The other thing that is important to mention is the fact that Bar-Selehm is a multicultural city, but there are a lot of racial inequalities. The Lani people live in the slums called The Drowning, and they are treated worse than second-class citizens by the Feldish, or the whites. The Mahweni, the indigenous peoples that were there before anyone, work menial jobs in the city, but many of them choose to still live in the wilderness. Bar-Selehm is described as sort of a South African city, so if you can picture that location, and go from there. But basically, the city revolves around trade, industry, and luxorite. Anglet is a steeplejack. She cleans and repairs chimneys of some of the tallest buildings, and it is her new apprentice that is murdered the day after The Beacon is stolen. What follows from there is Ang trying to solve that crime, but unturning new stones in the mystery almost every page. Her former employer keeps trying to kill her, and it seems everyone that tries to help her is murdered. Things get deeper and more mysterious as we go, and that brings me to my next point.
It is of my opinion that the first half of the book was much stronger than the second. I very much enjoyed it as a whole, but I feel like it tried to do too much. When the big reveal came at the end, I was just flabbergasted. I was shocked, yes, because I didn’t see the antagonist being who it was, but at the same time, things weren’t adding up. I figured some of it out, but I feel like it was all just sort of convoluted in the breaking down of WHY The Beacon was stolen and and all the murders that happened as a form of misdirection. I don’t feel like ANY of that had to happen, and yet it did. I wasn’t satisfied. The perpetrators should have just committed the crime and covered their tracks. They didn’t have to do all they did. There was even an odd shoot-out that made absolutely no sense in the larger scheme of things. It just didn’t work for me, unfortunately. I loved everything leading up to it, but the last fifty or so pages left me feeling a bit empty. I feel like maybe I will be in the minority here, because the reviews are overwhelmingly positive so far, but I just couldn’t wrap my brain around everything the author was trying to sell me.

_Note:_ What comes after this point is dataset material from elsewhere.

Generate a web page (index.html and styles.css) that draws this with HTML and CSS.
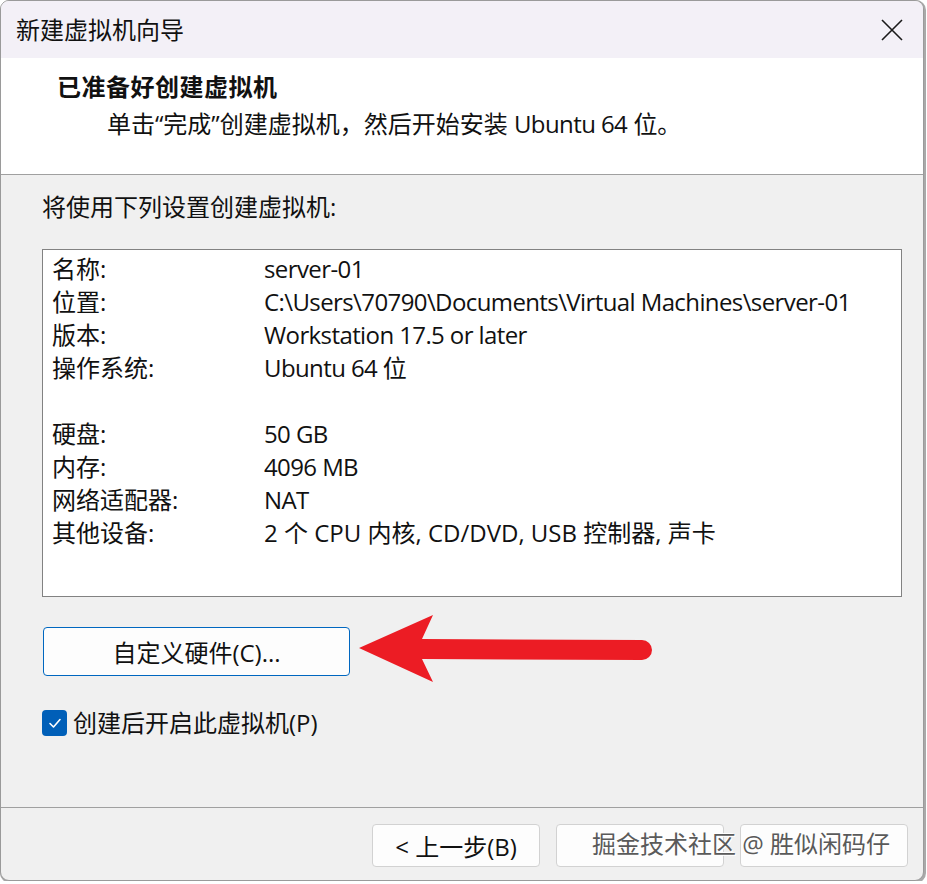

That said, I still enjoyed it very much. I loved Anglet, I loved the world-building, and I am looking forward to spending more time with these characters if it is indeed a series. Goodreads lists it as one, but I’m not sure upon finishing because the book was wrapped up pretty neatly with only one loose end that I am not sure is strong enough to carry into another book. The book may have been wrapped up a little TOO neatly, in my opinion. It seemed like there should have been more at stake, but that was not the case, really. The book ramped up and ramped up the tension only to leave it in a neat package with a bow. I wanted someone to die. 😀 It was still an entertaining book though, and worth reading for Anglet and the world-building alone. Oh, and the diversity is super great and so well done to the point where I was SERIOUSLY impressed at the depth. I loved it.